Endo, Patheon sued over unplanned pregnancies tied to contraceptive mishap

Four years ago, a unit of Endo Health Solutions recalled 3.2 million blister packs of birth control pills after discovering the pills may have been packaged in the wrong order. Now legal problems tied to the mess-up are swelling for Endo Health Solutions and contractor Patheon as more than 100 women have taken to the courts, saying they got pregnant as a result and want some child support.

The women have filed suit in a state court in Pennsylvania and are asking the drug companies to pay them millions of dollars, in some cases to cover the costs of giving birth and raising and educating the children that came from the unplanned pregnancies, The Morning Call reports.
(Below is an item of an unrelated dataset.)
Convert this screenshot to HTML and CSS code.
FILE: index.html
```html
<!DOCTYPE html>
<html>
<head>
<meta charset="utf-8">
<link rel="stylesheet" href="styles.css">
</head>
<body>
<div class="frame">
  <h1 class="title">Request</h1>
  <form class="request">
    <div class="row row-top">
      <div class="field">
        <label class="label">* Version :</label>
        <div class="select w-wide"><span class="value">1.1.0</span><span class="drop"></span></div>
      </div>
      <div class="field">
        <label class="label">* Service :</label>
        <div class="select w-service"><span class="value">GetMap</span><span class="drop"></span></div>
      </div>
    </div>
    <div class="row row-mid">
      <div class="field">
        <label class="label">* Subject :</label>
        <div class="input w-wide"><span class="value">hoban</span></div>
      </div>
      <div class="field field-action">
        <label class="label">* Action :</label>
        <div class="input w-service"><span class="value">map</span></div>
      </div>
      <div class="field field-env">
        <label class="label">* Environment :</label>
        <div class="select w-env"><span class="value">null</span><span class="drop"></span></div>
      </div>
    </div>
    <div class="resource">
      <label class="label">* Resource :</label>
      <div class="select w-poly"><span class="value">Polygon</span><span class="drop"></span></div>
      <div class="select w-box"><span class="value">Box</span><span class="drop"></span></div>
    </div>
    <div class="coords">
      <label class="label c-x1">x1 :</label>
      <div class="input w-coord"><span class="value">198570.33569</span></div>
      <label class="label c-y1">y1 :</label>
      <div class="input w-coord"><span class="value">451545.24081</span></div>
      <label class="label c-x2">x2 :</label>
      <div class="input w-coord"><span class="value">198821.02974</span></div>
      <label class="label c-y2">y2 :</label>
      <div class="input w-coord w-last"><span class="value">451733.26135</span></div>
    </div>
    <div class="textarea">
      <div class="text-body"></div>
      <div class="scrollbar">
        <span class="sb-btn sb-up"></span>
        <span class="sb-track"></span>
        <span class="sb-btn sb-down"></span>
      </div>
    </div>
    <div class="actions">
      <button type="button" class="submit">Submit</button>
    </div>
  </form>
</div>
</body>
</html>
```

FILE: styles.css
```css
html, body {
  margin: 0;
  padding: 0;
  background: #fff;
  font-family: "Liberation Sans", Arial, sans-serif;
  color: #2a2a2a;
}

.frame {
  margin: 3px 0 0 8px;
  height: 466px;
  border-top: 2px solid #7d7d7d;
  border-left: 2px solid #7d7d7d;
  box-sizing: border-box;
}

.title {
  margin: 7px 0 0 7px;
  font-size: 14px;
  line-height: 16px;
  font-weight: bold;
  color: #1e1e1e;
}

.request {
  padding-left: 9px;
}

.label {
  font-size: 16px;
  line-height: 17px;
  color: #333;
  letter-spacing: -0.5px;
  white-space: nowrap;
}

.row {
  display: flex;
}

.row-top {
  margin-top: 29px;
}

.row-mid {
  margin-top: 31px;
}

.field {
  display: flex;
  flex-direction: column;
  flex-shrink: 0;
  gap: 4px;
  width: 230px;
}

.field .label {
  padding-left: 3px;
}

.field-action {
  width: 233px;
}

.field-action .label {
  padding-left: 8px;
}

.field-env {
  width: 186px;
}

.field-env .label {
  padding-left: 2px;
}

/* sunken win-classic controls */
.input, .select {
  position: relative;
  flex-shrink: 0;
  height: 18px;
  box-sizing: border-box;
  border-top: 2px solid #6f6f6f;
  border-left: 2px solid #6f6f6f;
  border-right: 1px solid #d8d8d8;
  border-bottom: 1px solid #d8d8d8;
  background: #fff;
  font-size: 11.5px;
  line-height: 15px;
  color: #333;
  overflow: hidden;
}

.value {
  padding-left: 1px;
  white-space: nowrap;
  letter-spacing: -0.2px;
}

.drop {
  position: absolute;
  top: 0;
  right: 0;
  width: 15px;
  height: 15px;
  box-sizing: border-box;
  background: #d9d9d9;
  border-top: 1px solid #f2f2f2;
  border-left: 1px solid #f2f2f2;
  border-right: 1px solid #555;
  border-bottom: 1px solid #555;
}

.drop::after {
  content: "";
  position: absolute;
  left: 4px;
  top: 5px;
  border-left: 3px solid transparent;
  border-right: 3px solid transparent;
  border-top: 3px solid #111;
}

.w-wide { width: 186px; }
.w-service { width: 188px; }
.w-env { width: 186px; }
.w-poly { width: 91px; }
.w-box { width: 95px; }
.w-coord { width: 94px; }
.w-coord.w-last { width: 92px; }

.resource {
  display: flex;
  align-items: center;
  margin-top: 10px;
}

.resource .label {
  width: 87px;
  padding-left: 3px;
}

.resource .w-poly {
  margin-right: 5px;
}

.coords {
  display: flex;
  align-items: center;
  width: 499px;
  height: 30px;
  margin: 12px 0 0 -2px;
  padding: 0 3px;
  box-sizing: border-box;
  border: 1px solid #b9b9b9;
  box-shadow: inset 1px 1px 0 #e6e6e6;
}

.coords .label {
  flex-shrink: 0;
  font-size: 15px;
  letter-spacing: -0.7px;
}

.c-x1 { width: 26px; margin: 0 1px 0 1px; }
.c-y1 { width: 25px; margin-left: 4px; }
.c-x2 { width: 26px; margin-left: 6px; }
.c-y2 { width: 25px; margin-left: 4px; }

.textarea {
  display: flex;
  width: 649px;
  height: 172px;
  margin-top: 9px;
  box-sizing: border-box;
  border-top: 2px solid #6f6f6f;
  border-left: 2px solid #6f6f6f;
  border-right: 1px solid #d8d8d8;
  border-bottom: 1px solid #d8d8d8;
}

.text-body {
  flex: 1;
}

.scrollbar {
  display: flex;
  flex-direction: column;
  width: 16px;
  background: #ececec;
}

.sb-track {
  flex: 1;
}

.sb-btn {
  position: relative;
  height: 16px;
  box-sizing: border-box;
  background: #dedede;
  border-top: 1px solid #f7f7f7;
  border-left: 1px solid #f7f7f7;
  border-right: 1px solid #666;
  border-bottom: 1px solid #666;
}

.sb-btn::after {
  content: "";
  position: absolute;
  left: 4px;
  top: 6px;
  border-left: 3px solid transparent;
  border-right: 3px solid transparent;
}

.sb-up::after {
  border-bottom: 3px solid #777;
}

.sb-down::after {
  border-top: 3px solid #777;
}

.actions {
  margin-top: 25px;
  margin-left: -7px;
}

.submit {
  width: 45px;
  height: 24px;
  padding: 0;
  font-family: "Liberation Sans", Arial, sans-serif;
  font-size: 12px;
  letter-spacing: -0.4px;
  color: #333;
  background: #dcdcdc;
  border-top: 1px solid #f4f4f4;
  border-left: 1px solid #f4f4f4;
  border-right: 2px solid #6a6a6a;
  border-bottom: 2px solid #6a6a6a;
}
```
The U.S. headquarters for Dublin-based Endo are in Malvern, PA. The cases were filed last week after a federal judge earlier this month denied a request for class-action status. Neither Endo nor Patheon would comment.
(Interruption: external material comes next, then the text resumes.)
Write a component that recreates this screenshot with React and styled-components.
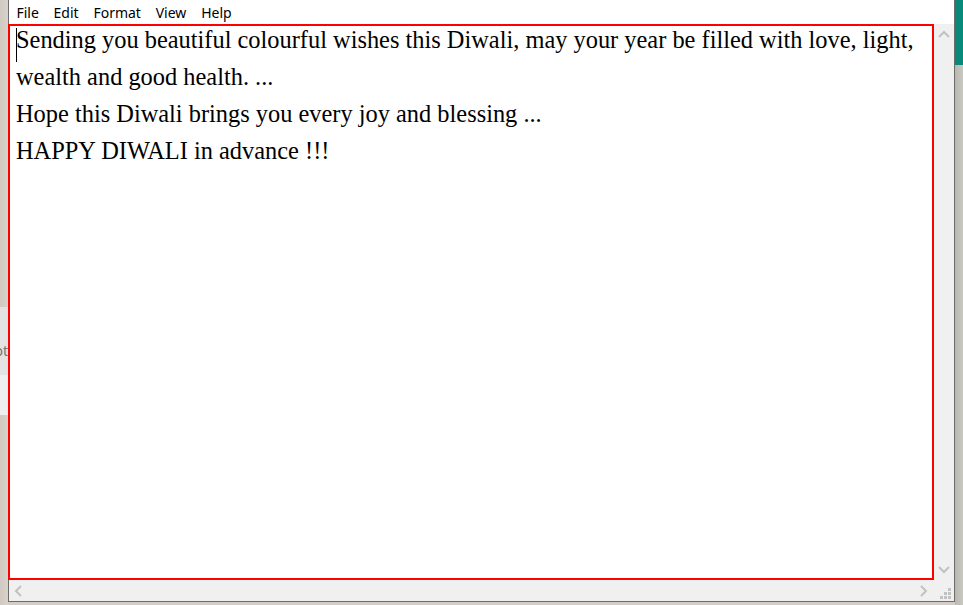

The publication cites a court order that said that of 117 women from 26 states represented by attorney Keith Bodoh, 113 became pregnant and 94 carried their babies to term. At least one was said to have been given up for adoption by a military mother who was being deployed and one woman dropped out of law school and another out of nursing school after getting pregnant.

The problems started in 2011, when a Kansas City woman returned her birth control pills to the pharmacist after noticing that the blister pack had been rotated 180 degrees, reversing the weekly tablet orientation, The Morning Call reports, citing the lawsuit. With hormonal contraceptives, taking the right pill on the right day is crucial. Qualitest Pharmaceuticals, a unit of Endo, then issued the recall.

Other drugmakers have also been sued over similar packaging missteps. Canadian generics maker Apotex was sued in 2013 by nearly four dozen women after it recalled about half a million packages of contraceptives after discovering some contained 14 active contraceptive pills and 14 placebos instead of the 21 active and 7 placebos that they should contain.

And other companies, including Novartis' ($NVS) Sandoz unit, Pfizer ($PFE), and Glenmark Pharmaceuticals, have all had to recall contraceptives for similar packaging problems. Just last April, Pfizer said that about 100 women in Canada had gotten packages of expired birth control pills after a drug distributor accidentally shipped out the wrong products.